DESCRIPTION OF THE TASK
Exactly the lines from the one with "Generate a component" through the one with "border-t-white border-l-white border-r-[#404040]", inclusive, are to be repeated, and the pictures are not.

DATA SECTION
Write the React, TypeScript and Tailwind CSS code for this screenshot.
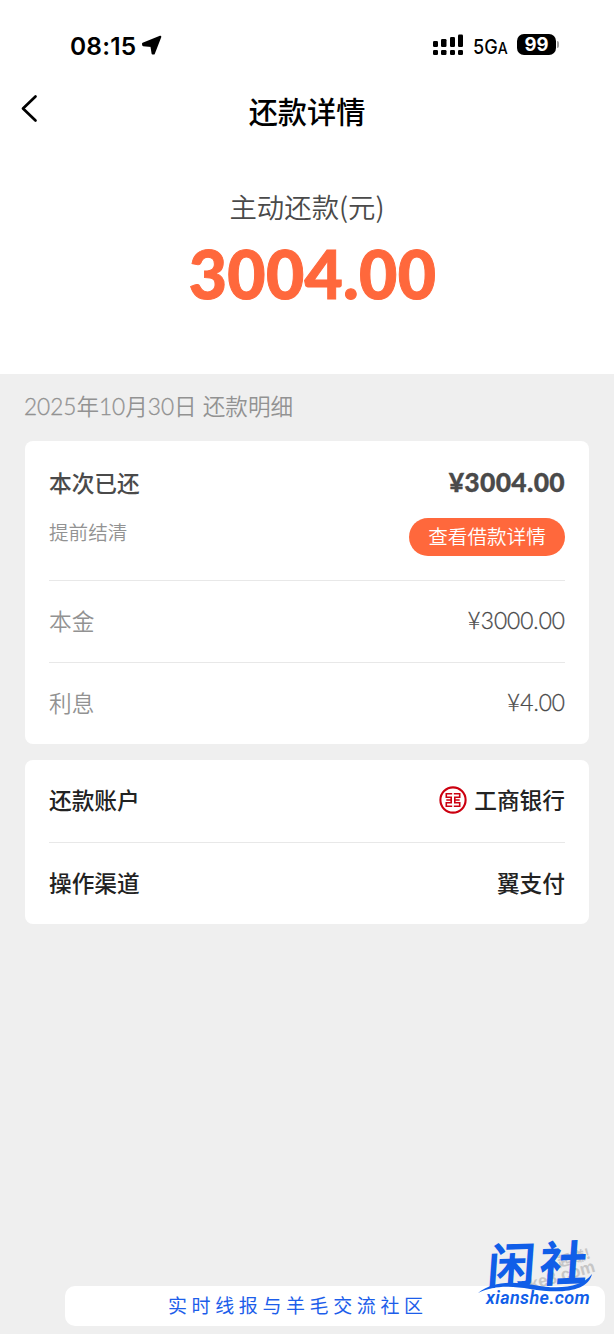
import type { ReactNode } from 'react';

const CJK = "font-['Noto_Sans_CJK_SC',sans-serif]";

function StatusBar() {
  return (
    <div className="flex h-[80px] items-start pt-[33px] pr-[55px] pl-[70px] font-['Inter','Noto_Sans_CJK_SC',sans-serif] text-black">
      <span className="w-[67px] text-[24.5px] leading-[27px] font-semibold tracking-[0.2px]">08:15</span>
      <svg className="mt-[2px] ml-[4px] h-[21px] w-[22px]" viewBox="0 0 22 21">
        <path d="M19.3 1.8 2 8.8 2.2 10.2 10.4 11 11.6 18.5 12.8 18.6Z" fill="#000" stroke="#000" strokeWidth="2" strokeLinejoin="round" />
      </svg>
      <svg className="mt-[1px] ml-auto h-[22px] w-[32px]" viewBox="0 0 32 22">
        <g fill="#000">
          <rect x="1" y="7" width="5" height="6" rx="1.2" />
          <rect x="9" y="5" width="5.5" height="8" rx="1.2" />
          <rect x="18" y="3" width="5" height="10" rx="1.2" />
          <rect x="26" y="0.5" width="5" height="12.5" rx="1.2" />
          <rect x="1" y="16" width="5" height="5" rx="1.2" />
          <rect x="9" y="16" width="5.5" height="5" rx="1.2" />
          <rect x="18" y="16" width="5" height="5" rx="1.2" />
          <rect x="26" y="16" width="5" height="5" rx="1.2" />
        </g>
      </svg>
      <span className="ml-[9px] w-[44px] text-[20.5px] leading-[27px] font-medium whitespace-nowrap">
        <span className="inline-block origin-left scale-x-[0.88]">5G<span className="text-[16px]">A</span></span>
      </span>
      <span className="mt-[1px] flex h-[21px] w-[39px] items-center justify-center rounded-[7px] bg-black text-[18.5px] font-bold text-white">99</span>
      <span className="mt-[8px] ml-[1px] h-[7px] w-[2px] rounded-r-full bg-neutral-400" />
    </div>
  );
}

function BankLogo() {
  return (
    <svg className="mr-[7px] h-[28px] w-[28px]" viewBox="0 0 28 28" fill="none" stroke="#cc0010">
      <circle cx="14" cy="14" r="12.6" strokeWidth="2.1" />
      <path d="M13.2 7.7H7.3v3.6h4.9v5.4H7.3v3.6h5.9M14.8 7.7h5.9v3.6h-4.9v5.4h4.9v3.6h-5.9M7.3 14h4.9M15.8 14h4.9" strokeWidth="1.6" />
    </svg>
  );
}

function Row({ label, children }: { label: string; children: ReactNode }) {
  return (
    <div className="flex h-[82px] items-center justify-between border-t border-[#e8e8e8] pb-[1px]">
      <span>{label}</span>
      <span className="flex items-center">{children}</span>
    </div>
  );
}

function SiteMark() {
  return (
    <div className="absolute right-[14px] bottom-[20px] h-[78px] w-[124px]">
      <span className="absolute top-[13px] left-[81px] -rotate-[16deg] text-[14px] leading-[16px] font-bold whitespace-nowrap text-[#c6c6c6]">起赚!</span>
      <span className="absolute top-[31px] left-[52px] -rotate-[16deg] font-['Liberation_Sans',sans-serif] text-[17px] leading-[18px] font-bold whitespace-nowrap text-[#c6c6c6]">ke8.com</span>
      <span className="absolute top-[-4px] left-[12px] flex origin-center -skew-x-6 -rotate-2 text-[48px] leading-[58px] font-bold tracking-[4px] text-[#105ee8]">闲社</span>
      <svg className="absolute top-[34px] left-0 h-[24px] w-[118px]" viewBox="0 0 118 24">
        <path d="M2 23C16 12 34 11 58 15C84 20 106 17 116 4C112 22 84 24 54 19C32 15 16 16 2 23Z" fill="#105ee8" />
      </svg>
      <span className="absolute top-[52px] left-[10px] font-['Roboto',sans-serif] text-[18px] leading-[20px] font-semibold tracking-[0.4px] text-[#105ee8] italic">xianshe.com</span>
    </div>
  );
}

export default function App() {
  return (
    <main className={`relative flex h-[1334px] w-[614px] flex-col overflow-hidden bg-[#efefef] ${CJK}`}>
      <header className="h-[374px] bg-white">
        <StatusBar />
        <div className="flex h-[60px] items-center">
          <svg className="mb-[2px] ml-[18px] h-[30px] w-[22px]" viewBox="0 0 22 30" fill="none" stroke="#000" strokeWidth="2.7" strokeLinecap="round" strokeLinejoin="round">
            <path d="M17.5 2.5 5 14.5 17.5 26.5" />
          </svg>
          <h1 className="flex-1 pr-[40px] text-center text-[29.2px] leading-[42px] font-medium text-black">还款详情</h1>
        </div>
        <p className="mt-[46px] text-center text-[27.4px] leading-[40px] font-[350] text-[#4a4a4a]">主动还款(元)</p>
        <p className="mt-[13px] pl-[11px] text-center font-['Lato',sans-serif] text-[66px] leading-[70px] font-black tracking-[0.3px] text-[#ff683c] [-webkit-text-stroke:1px_#ff683c]">3004.00</p>
      </header>

      <h2 className="mt-[16px] ml-[24px] font-['Lato','Noto_Sans_CJK_SC',sans-serif] text-[22.6px] leading-[34px] font-[350] text-[#929292]">
        <Digits>2025</Digits>年<Digits>10</Digits>月<Digits>30</Digits>日 还款明细
      </h2>

      <section className="mx-[25px] mt-[17px] h-[303px] rounded-[8px] bg-white px-[24px] text-[22.7px] text-[#929292]">
        <div className="h-[139px] pt-[24px]">
          <div className="flex h-[36px] items-center justify-between font-medium text-[#4a4a4a]">
            <span>本次已还</span>
            <span className="font-['Lato',sans-serif] text-[26.5px] font-black tracking-[0.3px] [-webkit-text-stroke:0.3px_#4a4a4a]">¥3004.00</span>
          </div>
          <div className="flex justify-between">
            <span className="mt-[16px] text-[19.6px] leading-[30px] font-[350]">提前结清</span>
            <button className="mt-[17px] h-[38px] w-[156px] rounded-full bg-[#ff683c] pb-[2px] text-[19.6px] font-[350] text-white">查看借款详情</button>
          </div>
        </div>
        <div className="font-[350]">
          <Row label="本金"><span className="text-[#4a4a4a]"><Digits>¥3000.00</Digits></span></Row>
          <Row label="利息"><span className="text-[#4a4a4a]"><Digits>¥4.00</Digits></span></Row>
        </div>
      </section>

      <section className="mx-[25px] mt-[16px] h-[164px] rounded-[8px] bg-white px-[24px] text-[22.7px] font-medium text-[#222] [&>div:first-child]:border-t-0">
        <Row label="还款账户"><BankLogo />工商银行</Row>
        <Row label="操作渠道">翼支付</Row>
      </section>

      <footer className="mt-auto mb-[8px] ml-[65px] flex h-[40px] w-[540px] items-center rounded-[10px] bg-white pb-[2px] pl-[103px] text-[19px] tracking-[4.6px] text-[#1d5eea]">
        实时线报与羊毛交流社区
      </footer>
      <SiteMark />
    </main>
  );
}

// Light Latin figures, thickened a touch so they sit next to the CJK text.
function Digits({ children }: { children: ReactNode }) {
  return <span className="font-['Lato',sans-serif] font-light [-webkit-text-stroke:0.3px_currentColor]">{children}</span>;
}
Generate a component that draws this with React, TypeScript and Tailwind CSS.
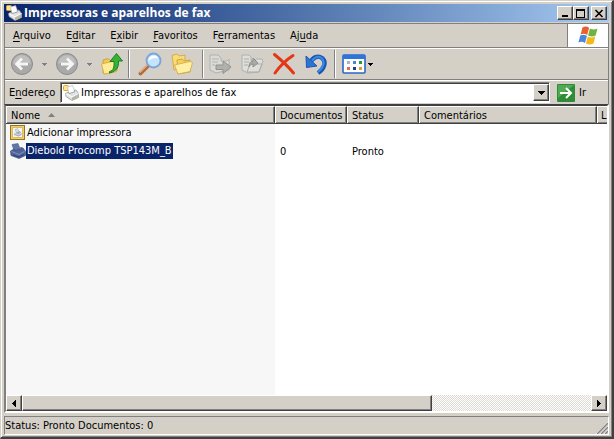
import type { ReactNode } from "react";

const MENU_ITEMS = [
  { before: "", key: "A", after: "rquivo" },
  { before: "E", key: "d", after: "itar" },
  { before: "E", key: "x", after: "ibir" },
  { before: "", key: "F", after: "avoritos" },
  { before: "F", key: "e", after: "rramentas" },
  { before: "Aj", key: "u", after: "da" },
];

const PRINTERS = [
  { name: "Adicionar impressora", documents: "", status: "", comments: "", selected: false },
  { name: "Diebold Procomp TSP143M_B", documents: "0", status: "Pronto", comments: "", selected: true },
];

const RAISED =
  "border border-t-white border-l-white border-r-[#404040] border-b-[#404040] bg-[#d4d0c8] shadow-[inset_-1px_-1px_0_#808080]";

function PrinterFolderIcon() {
  return (
    <svg className="size-4 shrink-0" viewBox="0 0 16 16" aria-hidden="true">
      <rect x="0.5" y="0.5" width="5" height="5" rx="1" fill="#ffe58a" stroke="#d2a52e" />
      <path d="M4.500 2l5-1.500L12 7l-6 2z" fill="#fff" stroke="#a4adbd" strokeWidth="0.6" />
      <path d="M2.500 8.500L5 7l1 1.500L11.500 7l-.5-1.500 2-.5 2.500 3.500v4L9 15.500l-6-4z" fill="#e2e2de" stroke="#8b8e96" strokeWidth="0.7" />
      <path d="M3 9l6 3 6.500-3.500" fill="none" stroke="#fff" />
      <path d="M9 12.500v3l6.500-3V9z" fill="#b3b5b8" />
      <path d="M10.500 14.500l3-1.500" stroke="#e4b32c" />
    </svg>
  );
}

function AddPrinterIcon() {
  return (
    <svg className="size-4 shrink-0" viewBox="0 0 16 16" aria-hidden="true">
      <rect x="0.5" y="0.5" width="14" height="14" fill="#f2cf62" stroke="#94762a" />
      <rect x="2.500" y="2.500" width="10" height="10" fill="#f8f6ee" stroke="#d8bb68" />
      <path d="M5 4.500l2.500-1L9.500 7 6.500 8z" fill="#d5dce8" stroke="#a3aec0" strokeWidth="0.6" />
      <path d="M4 8.500L9.500 6l2 2v2L8.500 11.500 4 10z" fill="#a3afc2" />
      <path d="M4.500 8.500l4 1.200L11 8.300" fill="none" stroke="#eef1f6" strokeWidth="0.7" />
    </svg>
  );
}

function PrinterIcon() {
  return (
    <svg className="size-4 shrink-0" viewBox="0 0 16 16" aria-hidden="true">
      <path d="M2 1.500L8 .5 10.500 7l-6 2z" fill="#6275a6" stroke="#4a5c8b" strokeWidth="0.6" />
      <path d="M.5 8l3.500-2 1 1.500 6-1.500-.5-1.500 2.500.5 2.500 3.500v4l-6.500 3-8-3z" fill="#50639a" stroke="#3b4d7c" strokeWidth="0.7" />
      <path d="M1.500 8.500l7.500 3 5.500-3" fill="none" stroke="#8393bd" />
      <path d="M3 12l6 2 5-2.500" fill="none" stroke="#2f4070" />
    </svg>
  );
}

function WindowsFlag() {
  return (
    <svg className="size-5" viewBox="0 0 20 20" aria-hidden="true">
      <path d="M4.500 1.600c2-1.500 4.500-1.300 6.600.2L9.200 8.900C7 7.500 4.700 7.400 2.600 8.600z" fill="#e8602c" />
      <path d="M11.900 2.500c2.500 1.400 5 1.400 7.600.1l-1.900 6.900c-2.500 1.300-5 1.200-7.500-.1z" fill="#6db33f" />
      <path d="M2.300 9.500c2.200-1.200 4.400-1 6.600.4L7 16.900c-2.300-1.500-4.500-1.500-6.600-.4z" fill="#4a86dd" />
      <path d="M9.800 10.400c2.500 1.400 5 1.300 7.500.1l-1.800 6.900c-2.600 1.400-5.100 1.300-7.600 0z" fill="#f5b91c" />
    </svg>
  );
}

function NavIcon({ forward = false }: { forward?: boolean }) {
  return (
    <svg className="size-6" viewBox="0 0 24 24" aria-hidden="true">
      <circle cx="12" cy="12" r="10.500" fill="#a9a9a9" stroke="#8c8c8c" />
      <path d="M3 12a9 9 0 0 1 18 0c-5-3-13-3-18 0z" fill="#bfbfbf" />
      <path
        d={forward ? "M6 12h11M12 6.500l5.500 5.500-5.500 5.500" : "M18 12H7M12 6.500L6.500 12l5.500 5.500"}
        fill="none"
        stroke="#f5f5f5"
        strokeWidth="2.800"
      />
    </svg>
  );
}

function FolderUpIcon() {
  return (
    <svg className="size-6" viewBox="0 0 24 24" aria-hidden="true">
      <path d="M3 8l5-1.500 2 2 7-1.500v12L5 22l-2-1z" fill="#f0c94e" stroke="#c79a2c" strokeWidth="0.8" />
      <path d="M1.500 12l13-3 3 1-2 10L4 22z" fill="#ffeb9a" stroke="#d3a93a" strokeWidth="0.8" />
      <path d="M9.500 19.500c4-1 4.800-4 4.500-10h-4l6.500-8 6 7.500h-4c.5 6-2 10.500-9 12z" fill="#35b335" stroke="#177517" strokeWidth="0.9" />
    </svg>
  );
}

function SearchIcon() {
  return (
    <svg className="size-6" viewBox="0 0 24 24" aria-hidden="true">
      <path d="M10.500 13.500L2.500 21.500" stroke="#b3683a" strokeWidth="3.800" strokeLinecap="round" />
      <path d="M10 12.500l-8 8" stroke="#e8b07e" strokeWidth="1.200" />
      <circle cx="15.500" cy="8.500" r="7" fill="#c3e4fa" stroke="#7ba4d8" strokeWidth="1.800" />
      <path d="M10.500 9a5.200 5.200 0 0 1 5.500-5.500c2.500 0 4 1.500 4 3-4-1-6.500 0-9.500 2.500z" fill="#fff" />
    </svg>
  );
}

function FoldersIcon() {
  return (
    <svg className="size-6" viewBox="0 0 24 24" aria-hidden="true">
      <path d="M2 3.500L7 2l2 2 6-1v12L4 18z" fill="#f8dc78" stroke="#d0a136" strokeWidth="0.8" />
      <path d="M7 8l5-1 2 2 6-1v12L8 22z" fill="#f5d25f" stroke="#c99a30" strokeWidth="0.8" />
      <path d="M4.500 13L20 9.500l2.500 1-2.500 9L8 22z" fill="#fff0a6" stroke="#d3a93a" strokeWidth="0.8" />
    </svg>
  );
}

function MoveToIcon() {
  return (
    <svg className="size-6" viewBox="0 0 24 24" aria-hidden="true">
      <path d="M2 3h8l3 3v3h6l2-2v11l-13 3-6-3z" fill="#dadad6" stroke="#b0b0ac" />
      <path d="M4 7h7M4 10h6M4 13h3" stroke="#b3b3af" />
      <path d="M8 13h7V9l8 6-8 6.500v-4H8z" fill="#b0b0ac" stroke="#92928e" />
    </svg>
  );
}

function CopyToIcon() {
  return (
    <svg className="size-6" viewBox="0 0 24 24" aria-hidden="true">
      <path d="M2 3h7l2 2v4h4l1-2h6l1 2-4 11-11 1-6-3z" fill="#dededa" stroke="#b0b0ac" />
      <path d="M4 7h5M4 10h5M4 13h4M7 20l3-8h12l-3 8z" fill="none" stroke="#adada9" />
      <path d="M9 15c0-4 2-6 4-6V6l5 5-5 4v-3c-2 0-3 1-4 3z" fill="#a9a9a5" stroke="#8f8f8b" />
    </svg>
  );
}

function DeleteIcon() {
  return (
    <svg className="size-6" viewBox="0 0 24 24" aria-hidden="true">
      <path d="M2.500 2.500C8 7 15 13 21.500 21M21 3.500C14 8 8 14 3 21" fill="none" stroke="#e33716" strokeWidth="3" strokeLinecap="round" />
    </svg>
  );
}

function UndoIcon() {
  return (
    <svg className="size-6" viewBox="0 0 24 24" aria-hidden="true">
      <path d="M6 11c3-6 8-8 12-5 5 4 2 11-4 15" fill="none" stroke="#1c57b0" strokeWidth="4.400" />
      <path d="M6.500 11c3-6 7.500-7.500 11-5 4 3.500 2 10-3.500 14" fill="none" stroke="#3b8be6" strokeWidth="2" />
      <path d="M2 4l.5 11.500L13 14z" fill="#2b74d2" stroke="#1c57b0" />
    </svg>
  );
}

function ViewsIcon() {
  return (
    <svg className="size-6" viewBox="0 0 24 24" aria-hidden="true">
      <rect x="1" y="3" width="22" height="18" rx="1" fill="#fff" stroke="#2867c8" strokeWidth="1.600" />
      <path d="M1 3h22v4H1z" fill="#2f74dc" />
      <path d="M5 9h3v3H5z" fill="#a8b3d0" />
      <path d="M11 9h3v3h-3z" fill="#4f82d8" />
      <path d="M17 9h3v3h-3z" fill="#279a2d" />
      <path d="M5 15h3v3H5z" fill="#e2703a" />
      <path d="M11 15h3v3h-3z" fill="#243c94" />
      <path d="M17 15h3v3h-3z" fill="#d4a22d" />
    </svg>
  );
}

function Caret({ className }: { className: string }) {
  return (
    <svg className={`h-[3px] w-[5px] shrink-0 ${className}`} viewBox="0 0 5 3" shapeRendering="crispEdges" aria-hidden="true">
      <path d="M0 0h5L2.500 3z" fill="currentColor" />
    </svg>
  );
}

function ToolButton({ label, children }: { label: string; children: ReactNode }) {
  return (
    <button type="button" aria-label={label} className="flex shrink-0 items-center">
      {children}
    </button>
  );
}

function Separator() {
  return <div className="mx-1 h-7 w-[2px] shrink-0 border-r border-l border-r-white border-l-[#808080]" />;
}

function TitleBar() {
  const button = `flex h-[14px] w-4 items-center justify-center ${RAISED}`;
  return (
    <header className="flex h-[18px] items-center bg-linear-to-r from-[#0a246a] to-[#a6caf0] pr-[2px] pl-[2px]">
      <PrinterFolderIcon />
      <h1 className="ml-[2px] flex-1 font-['Open_Sans','DejaVu_Sans_Condensed',sans-serif] text-[12px] leading-[18px] font-bold whitespace-nowrap text-white">
        Impressoras e aparelhos de fax
      </h1>
      <button type="button" aria-label="Minimizar" className={button}>
        <svg className="h-[9px] w-[10px]" viewBox="0 0 10 9" shapeRendering="crispEdges" aria-hidden="true">
          <path d="M2 6h6v2H2z" />
        </svg>
      </button>
      <button type="button" aria-label="Maximizar" className={button}>
        <svg className="h-[9px] w-[10px]" viewBox="0 0 10 9" shapeRendering="crispEdges" aria-hidden="true">
          <path fillRule="evenodd" d="M0 0h9v9H0zM1 2v6h7V2z" />
        </svg>
      </button>
      <button type="button" aria-label="Fechar" className={`ml-[2px] ${button}`}>
        <svg className="h-[9px] w-[10px]" viewBox="0 0 10 9" aria-hidden="true">
          <path d="M1.500 1l7 7M8.500 1l-7 7" stroke="#000" strokeWidth="1.600" />
        </svg>
      </button>
    </header>
  );
}

function MenuBar() {
  return (
    <div className="flex h-6 border-b border-[#808080]">
      <nav className="flex flex-1 items-center gap-[15px] border-r border-[#808080] pl-2">
        {MENU_ITEMS.map((item) => (
          <button type="button" key={item.before + item.key + item.after}>
            {item.before}
            <span className="underline underline-offset-2">{item.key}</span>
            {item.after}
          </button>
        ))}
      </nav>
      <div className="flex w-10 items-center justify-center bg-white">
        <WindowsFlag />
      </div>
    </div>
  );
}

function Toolbar() {
  return (
    <div className="flex h-8 items-center border-t border-b border-t-white border-b-[#808080] pl-[5px]">
      <ToolButton label="Voltar">
        <NavIcon />
        <Caret className="mx-2 text-[#808080]" />
      </ToolButton>
      <ToolButton label="Avançar">
        <NavIcon forward />
        <Caret className="mx-2 text-[#808080]" />
      </ToolButton>
      <ToolButton label="Acima">
        <FolderUpIcon />
      </ToolButton>
      <Separator />
      <div className="flex gap-2 px-1">
        <ToolButton label="Pesquisar">
          <SearchIcon />
        </ToolButton>
        <ToolButton label="Pastas">
          <FoldersIcon />
        </ToolButton>
      </div>
      <Separator />
      <div className="flex gap-2 pr-[2px]">
        <ToolButton label="Mover para">
          <MoveToIcon />
        </ToolButton>
        <ToolButton label="Copiar para">
          <CopyToIcon />
        </ToolButton>
        <ToolButton label="Excluir">
          <DeleteIcon />
        </ToolButton>
        <ToolButton label="Desfazer">
          <UndoIcon />
        </ToolButton>
      </div>
      <Separator />
      <div className="pl-[2px]">
        <ToolButton label="Modos de exibição">
          <ViewsIcon />
          <Caret className="ml-[2px] text-black" />
        </ToolButton>
      </div>
    </div>
  );
}

function AddressBar() {
  return (
    <div className="flex h-6 items-center border-t border-t-white pl-1">
      <label htmlFor="address" className="w-[51px] shrink-0">
        E<span className="underline underline-offset-2">n</span>dereço
      </label>
      <div className="flex h-[21px] flex-1 items-center border border-t-[#808080] border-r-white border-b-white border-l-[#808080] bg-white pl-[2px] shadow-[inset_1px_1px_0_#404040]">
        <PrinterFolderIcon />
        <input
          id="address"
          defaultValue="Impressoras e aparelhos de fax"
          className="ml-[2px] min-w-0 flex-1 bg-transparent outline-none"
        />
        <button type="button" aria-label="Mostrar endereços" className={`flex h-[17px] w-4 items-center justify-center ${RAISED}`}>
          <svg className="h-1 w-[7px]" viewBox="0 0 7 4" shapeRendering="crispEdges" aria-hidden="true">
            <path d="M0 0h7L3.500 4z" />
          </svg>
        </button>
      </div>
      <button type="button" className="flex w-[58px] shrink-0 items-center gap-1 pl-[7px]">
        <svg className="size-[18px]" viewBox="0 0 18 18" aria-hidden="true">
          <rect width="18" height="18" rx="1" fill="#2f8c36" />
          <path d="M1 1h16L1 14z" fill="#52a954" />
          <path d="M3 9h11M9 4l5 5-5 5" fill="none" stroke="#fff" strokeWidth="2" />
        </svg>
        Ir
      </button>
    </div>
  );
}

function PrinterList() {
  const head =
    "h-[18px] overflow-hidden whitespace-nowrap border-t border-r border-b border-t-white border-r-[#404040] border-b-[#404040] bg-[#d4d0c8] pl-[5px] text-left font-normal shadow-[inset_1px_0_0_#fff,inset_-1px_-1px_0_#808080]";
  return (
    <div className="flex-1 overflow-hidden bg-linear-to-r from-[#f7f7f7] from-[269px] to-white to-[269px]">
      <table className="w-full table-fixed border-separate border-spacing-0">
        <colgroup>
          <col className="w-[269px]" />
          <col className="w-[72px]" />
          <col className="w-[72px]" />
          <col />
          <col className="w-[10px]" />
        </colgroup>
        <thead>
          <tr>
            <th className={head}>
              <span className="flex items-center gap-2">
                Nome
                <svg className="h-1 w-[7px]" viewBox="0 0 7 4" aria-hidden="true">
                  <path d="M0 4h7L3.500 0z" fill="#808080" />
                </svg>
              </span>
            </th>
            <th className={head}>Documentos</th>
            <th className={head}>Status</th>
            <th className={head}>Comentários</th>
            <th className="border-t border-b border-t-white border-b-[#404040] bg-[#d4d0c8] pl-1 text-left font-normal shadow-[inset_1px_0_0_#fff,inset_0_-1px_0_#808080]">
              L
            </th>
          </tr>
        </thead>
        <tbody>
          {PRINTERS.map((printer) => (
            <tr key={printer.name} className="h-[18px]">
              <td className="pl-1">
                <span className="flex items-center">
                  {printer.selected ? <PrinterIcon /> : <AddPrinterIcon />}
                  <span
                    className={
                      printer.selected ? "bg-[#0a246a] pr-px pl-px leading-4 text-white" : "pl-px leading-4"
                    }
                  >
                    {printer.name}
                  </span>
                </span>
              </td>
              <td className="px-[5px]">{printer.documents}</td>
              <td className="px-[5px]">{printer.status}</td>
              <td className="px-[5px]">{printer.comments}</td>
              <td />
            </tr>
          ))}
        </tbody>
      </table>
    </div>
  );
}

function ScrollBar() {
  const button = `flex h-4 w-4 shrink-0 items-center justify-center ${RAISED}`;
  return (
    <div className="flex h-4 bg-[repeating-conic-gradient(#fff_0_25%,#dedbd5_0_50%)] bg-size-[2px_2px]">
      <button type="button" aria-label="Rolar para a esquerda" className={button}>
        <svg className="h-[7px] w-1" viewBox="0 0 4 7" shapeRendering="crispEdges" aria-hidden="true">
          <path d="M4 0v7L0 3.500z" />
        </svg>
      </button>
      <div className="flex-1">
        <div className={`h-4 w-[72%] ${RAISED}`} />
      </div>
      <button type="button" aria-label="Rolar para a direita" className={button}>
        <svg className="h-[7px] w-1" viewBox="0 0 4 7" shapeRendering="crispEdges" aria-hidden="true">
          <path d="M0 0v7l4-3.500z" />
        </svg>
      </button>
    </div>
  );
}

function StatusBar() {
  return (
    <footer className="mt-[3px] flex h-[19px] items-center justify-between border border-t-[#808080] border-r-white border-b-white border-l-[#808080]">
      <span>Status: Pronto Documentos: 0</span>
      <svg className="size-3 self-end" viewBox="0 0 12 12" aria-hidden="true">
        <path d="M0 12L12 0M4 12l8-8M8 12l4-4" stroke="#fff" />
        <path d="M1 12L12 1M5 12l7-7M9 12l3-3" stroke="#808080" strokeWidth="1.400" />
      </svg>
    </footer>
  );
}

export default function App() {
  return (
    <div className="flex h-screen flex-col border-t border-r-2 border-b-2 border-l border-t-[#d4d0c8] border-r-[#404040] border-b-[#404040] border-l-[#d4d0c8] bg-[#d4d0c8] pt-[3px] pr-[3px] pb-[2px] pl-[3px] font-['DejaVu_Sans_Condensed','Liberation_Sans',sans-serif] text-[11px] leading-[13px] text-black shadow-[inset_1px_1px_0_#fff,inset_-1px_-1px_0_#808080]">
      <TitleBar />
      <div className="mt-px flex min-h-0 flex-1 flex-col">
        <div className="border-t border-r border-l border-[#808080]">
          <MenuBar />
          <Toolbar />
          <AddressBar />
        </div>
        <main className="flex min-h-0 flex-1 flex-col border-2 border-t-[#404040] border-r-white border-b-white border-l-[#808080]">
          <PrinterList />
          <ScrollBar />
        </main>
        <StatusBar />
      </div>
    </div>
  );
}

EXERCISE SOLUTION
Generate a component that draws this with React, TypeScript and Tailwind CSS.
import type { ReactNode } from "react";

const MENU_ITEMS = [
  { before: "", key: "A", after: "rquivo" },
  { before: "E", key: "d", after: "itar" },
  { before: "E", key: "x", after: "ibir" },
  { before: "", key: "F", after: "avoritos" },
  { before: "F", key: "e", after: "rramentas" },
  { before: "Aj", key: "u", after: "da" },
];

const PRINTERS = [
  { name: "Adicionar impressora", documents: "", status: "", comments: "", selected: false },
  { name: "Diebold Procomp TSP143M_B", documents: "0", status: "Pronto", comments: "", selected: true },
];

const RAISED =
  "border border-t-white border-l-white border-r-[#404040] border-b-[#404040] bg-[#d4d0c8] shadow-[inset_-1px_-1px_0_#808080]";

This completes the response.